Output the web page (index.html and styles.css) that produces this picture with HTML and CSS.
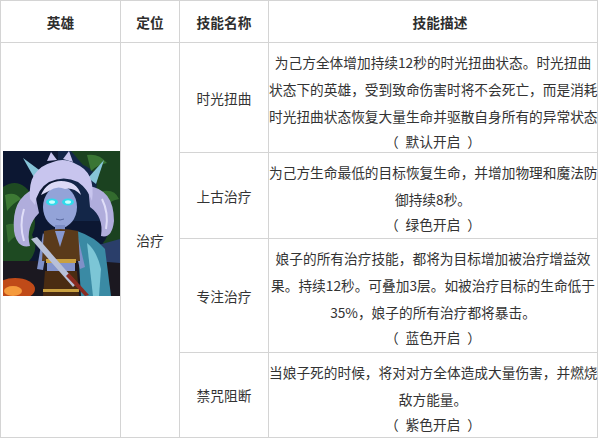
FILE: index.html
```html
<!DOCTYPE html>
<html lang="zh-CN">
<head>
<meta charset="utf-8">
<title>英雄技能</title>
<link rel="stylesheet" href="styles.css">
</head>
<body>
<table class="skills">
  <colgroup>
    <col class="c-hero">
    <col class="c-role">
    <col class="c-name">
    <col class="c-desc">
  </colgroup>
  <thead>
    <tr class="head">
      <th>英雄</th>
      <th>定位</th>
      <th>技能名称</th>
      <th class="h-desc">技能描述</th>
    </tr>
  </thead>
  <tbody>
    <tr class="r1">
      <td class="hero" rowspan="4">
        <svg class="portrait" viewBox="0 0 117 145" width="117" height="145">
          <rect width="117" height="145" fill="#0c1732"/>
          <rect x="55" y="0" width="62" height="70" fill="#132648"/>
          <path d="M0 36 Q12 28 22 36 Q32 44 27 58 Q36 70 29 84 Q37 98 26 110 L0 114 Z" fill="#1e4a22"/>
          <path d="M2 44 Q12 40 18 48 Q10 52 4 60 Z" fill="#3d7a34"/>
          <path d="M3 74 Q14 70 22 80 Q12 84 5 92 Z" fill="#356d30"/>
          <path d="M68 0 H117 V96 Q106 102 100 92 Q111 78 99 66 Q106 50 93 40 Q97 20 80 14 Z" fill="#1b4220"/>
          <path d="M84 4 Q96 2 104 12 Q94 14 88 20 Z" fill="#3a7634"/>
          <path d="M100 40 Q112 38 116 48 Q106 50 102 56 Z" fill="#336b2e"/>
          <rect x="0" y="110" width="117" height="35" fill="#1b1820"/>
          <path d="M88 96 L117 88 V112 L92 110 Z" fill="#2a3e6a"/>
          <ellipse cx="12" cy="138" rx="20" ry="11" fill="#c04a18"/>
          <ellipse cx="10" cy="140" rx="9" ry="5" fill="#f59a3c"/>
          <path d="M74 80 Q92 86 102 98 L108 145 H78 Z" fill="#3a8aa4"/>
          <path d="M84 92 Q94 100 98 118 L96 145 H90 Z" fill="#7cc6d6"/>
          <path d="M31 38 Q8 48 11 80 Q14 98 27 95 Q22 76 36 62 Z" fill="#b0addc"/>
          <path d="M21 58 Q16 74 21 90" stroke="#e0def8" stroke-width="2" fill="none"/>
          <path d="M85 35 Q111 38 111 70 Q109 88 98 85 Q101 66 87 56 Z" fill="#b0addc"/>
          <path d="M99 48 Q106 62 103 78" stroke="#e0def8" stroke-width="2" fill="none"/>
          <path d="M33 30 L20 7 L43 24 Z" fill="#86c4d8"/>
          <path d="M85 27 L101 9 L93 33 Z" fill="#86c4d8"/>
          <path d="M27 48 Q24 18 50 11 Q61 6 73 13 Q93 21 89 50 Q85 38 75 31 Q61 24 46 31 Q34 38 32 54 Z" fill="#c8c5ee"/>
          <path d="M44 10 L48 1 L54 9 Z M60 8 L66 0 L70 11 Z" fill="#c8c5ee"/>
          <ellipse cx="57" cy="56" rx="17" ry="21" fill="#93a3d8"/>
          <path d="M38 44 Q44 30 58 30 Q74 30 78 44 Q70 36 62 38 Q54 34 46 40 Z" fill="#dcdaf6"/>
          <ellipse cx="49" cy="51" rx="6" ry="3.5" fill="#2fdcec"/>
          <ellipse cx="65" cy="51" rx="6" ry="3.5" fill="#2fdcec"/>
          <ellipse cx="49" cy="51" rx="3" ry="1.8" fill="#c8ffff"/>
          <ellipse cx="65" cy="51" rx="3" ry="1.8" fill="#c8ffff"/>
          <path d="M53 68 Q57 70 61 68" stroke="#5a6aa0" stroke-width="1" fill="none"/>
          <rect x="52" y="74" width="10" height="8" fill="#7b8cc4"/>
          <path d="M40 82 L34 118 L40 119 L45 90 Z" fill="#7f90c8"/>
          <path d="M74 82 L82 116 L77 118 L70 90 Z" fill="#7f90c8"/>
          <path d="M41 80 Q57 76 75 80 L77 110 L39 110 Z" fill="#5a3a1a"/>
          <path d="M52 80 L57 96 L62 80 Z" fill="#8798cf"/>
          <rect x="43" y="108" width="30" height="4" fill="#c9a040"/>
          <rect x="44" y="112" width="28" height="8" fill="#8494cc"/>
          <path d="M42 120 H74 L76 145 H40 Z" fill="#4a2c12"/>
          <rect x="40" y="138" width="36" height="3" fill="#c9a040"/>
          <path d="M28 88 L34 86 L74 132 L70 136 Z" fill="#b8c0d8"/>
          <path d="M66 122 L86 144 L82 145 L63 125 Z" fill="#8a2a20"/>
        </svg>
      </td>
      <td class="role" rowspan="4">治疗</td>
      <td class="name">时光扭曲</td>
      <td class="desc">
        <div class="txt">为己方全体增加持续12秒的时光扭曲状态。时光扭曲<br>状态下的英雄，受到致命伤害时将不会死亡，而是消耗<br>时光扭曲状态恢复大量生命并驱散自身所有的异常状态</div>
        <div class="open">（&ensp;默认开启&ensp;）</div>
      </td>
    </tr>
    <tr class="r2">
      <td class="name">上古治疗</td>
      <td class="desc">
        <div class="txt">为己方生命最低的目标恢复生命，并增加物理和魔法防<br>御持续8秒。</div>
        <div class="open">（&ensp;绿色开启&ensp;）</div>
      </td>
    </tr>
    <tr class="r3">
      <td class="name">专注治疗</td>
      <td class="desc">
        <div class="txt">娘子的所有治疗技能，都将为目标增加被治疗增益效<br>果。持续12秒。可叠加3层。如被治疗目标的生命低于<br>35%，娘子的所有治疗都将暴击。</div>
        <div class="open">（&ensp;蓝色开启&ensp;）</div>
      </td>
    </tr>
    <tr class="r4">
      <td class="name">禁咒阻断</td>
      <td class="desc">
        <div class="txt">当娘子死的时候，将对对方全体造成大量伤害，并燃烧<br>敌方能量。</div>
        <div class="open">（&ensp;紫色开启&ensp;）</div>
      </td>
    </tr>
  </tbody>
</table>
</body>
</html>
```

FILE: styles.css
```css
html, body {
  margin: 0;
  padding: 0;
  background: #ffffff;
}

body {
  font-family: "Noto Sans CJK SC", "Noto Sans", sans-serif;
  font-size: 13.7px;
  color: #333333;
}

.skills {
  border-collapse: collapse;
  table-layout: fixed;
  width: 597px;
}

.c-hero { width: 120px; }
.c-role { width: 59px; }
.c-name { width: 89px; }
.c-desc { width: 329px; }

.skills th,
.skills td {
  border: 1px solid #d4d4d4;
  padding: 0;
  text-align: center;
  vertical-align: middle;
}

.skills th {
  font-weight: bold;
  color: #2e2e2e;
}

.skills .h-desc {
  padding-left: 14px;
}

.head { height: 42px; }
.r1 { height: 110px; }
.r2 { height: 86px; }
.r3 { height: 114px; }
.r4 { height: 85px; }

.skills td.hero {
  padding: 0 0 34px 2px;
  text-align: left;
}

.portrait {
  display: block;
}

.skills td.desc {
  vertical-align: top;
  padding: 6px 0 0;
  white-space: nowrap;
}

.txt {
  line-height: 27px;
}

.open {
  line-height: 22px;
}
```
------
Directive
Tell how many lines contain the word "index", using only the number.

The output
2